IWGPシリーズ第13弾解禁! 石田衣良著『裏切りのホワイトカード』

文芸・カルチャー

更新日:2017/11/11

『裏切りのホワイトカード』(石田衣良/文藝春秋)

ある海外の出版社が2016年を代表する言葉として「ポスト・トゥルース」という単語を選んだそうだ。直訳は「脱・真実」。たとえウソであっても個人の感情に訴えかけるものが影響力を持つ状況を表す言葉だ。「国境に壁を作って、異教徒は国外に放り出し、外国製品に高い関税をかける」と宣言して当選した大統領とその国民にぴったりな言葉といえる。いや、日本も似たようなものだろう。SNSでフェイクニュースがたびたび流れたり、日本が抱える数々の大問題を無視してマスコミはどうでもいいことばかり報道したり。真実は必要ない。必要なのは、大衆という「数」をどれだけ引きつけられるかだ。真実に興味をなくす社会にどれだけの価値があるだろうか。

『裏切りのホワイトカード』(石田衣良/文藝春秋)は、実家の果物屋の手伝いをする真島誠(通称マコト)が、ギャング集団「Gボーイズ」と協力しながらトラブルや事件を解決していく小説だ。「池袋ウエストゲートパーク(IWGP)」シリーズ13作目となる本作品。今回もミステリーに織り交ぜられた社会風刺が読み手の私たちに警鐘を鳴らしている。

■滝野川炎上ドライバー

河本順治は宅配ドライバーをしている。マコトの住む池袋に配属されて1年ほどが経ち、その礼儀正しさとバカ真面目さが有名となるほど、地域のみんなから受け入れられていた。そんな順治には子どもがいた。小学3年生の透だ。しかし順治は離婚をしていたので、息子の透と会えるのは週1回だけだった。マコトとマコトの母親は、果物屋を訪れるこの2人に手料理を作ってあげたり、お土産にフルーツを持たせたり、なんだかんだ世話を焼いていた。4人の微笑ましい関係が思い浮かぶ。しかし、その関係にヒビが入った。ある日を境に、透の笑顔が少なくなる。順治の元妻、瑞恵に新しい彼氏ができたのだった。

advertisement

あるとき、透が1人で果物屋に来るときがあった。明らかに様子がおかしい。注意深く接していたマコトは透の腕に青いあざを発見する。透は瑞恵の彼氏から虐待を受けていたのだった。これを知った順治は居ても立ってもいられず、無策にも、瑞恵と新しい彼氏に会うため家に乗りこんでしまう。もちろん失敗に終わった順治だったが、事態はこれだけでは済まなかった。翌々日、順治の勤め先に「お前は父親失格だ!」「仕事辞めろ!」という抗議が殺到する。瑞恵の彼氏に「順治が別居中の子どもを虐待している」というフェイクニュースを流されてしまったのだった。
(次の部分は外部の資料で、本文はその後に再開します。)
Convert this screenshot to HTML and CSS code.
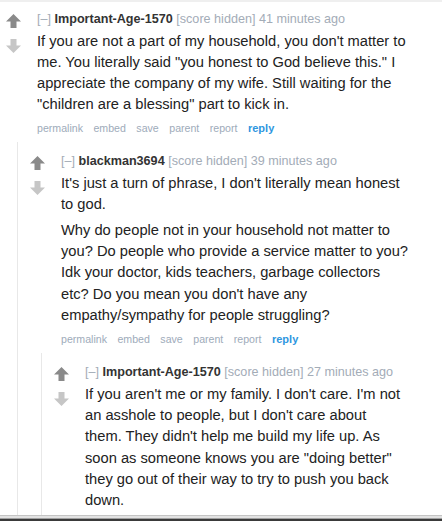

もし悪意を持つ他人によって自分に関するフェイクニュースを流されたとき、私たちはどのように対処すればいいだろうか。インターネットが発達を続ける現在、一度炎上してしまったものを火消しするのは不可能に近い。しかし、火は消せなくても助けてくれる人がいる。辛いときそばにいてくれる人がいるはずだ。そして、そんな人が自分の周りにどれだけいるかは、毎日の行いにかかっている。ネット社会ではない、人と人が接するリアルな世界では、いまだ人柄という真実がもっとも大切であることをバカ真面目な順治が証明している。シリーズ13作目の今回も読み手の私たちの心を動かしてくれる。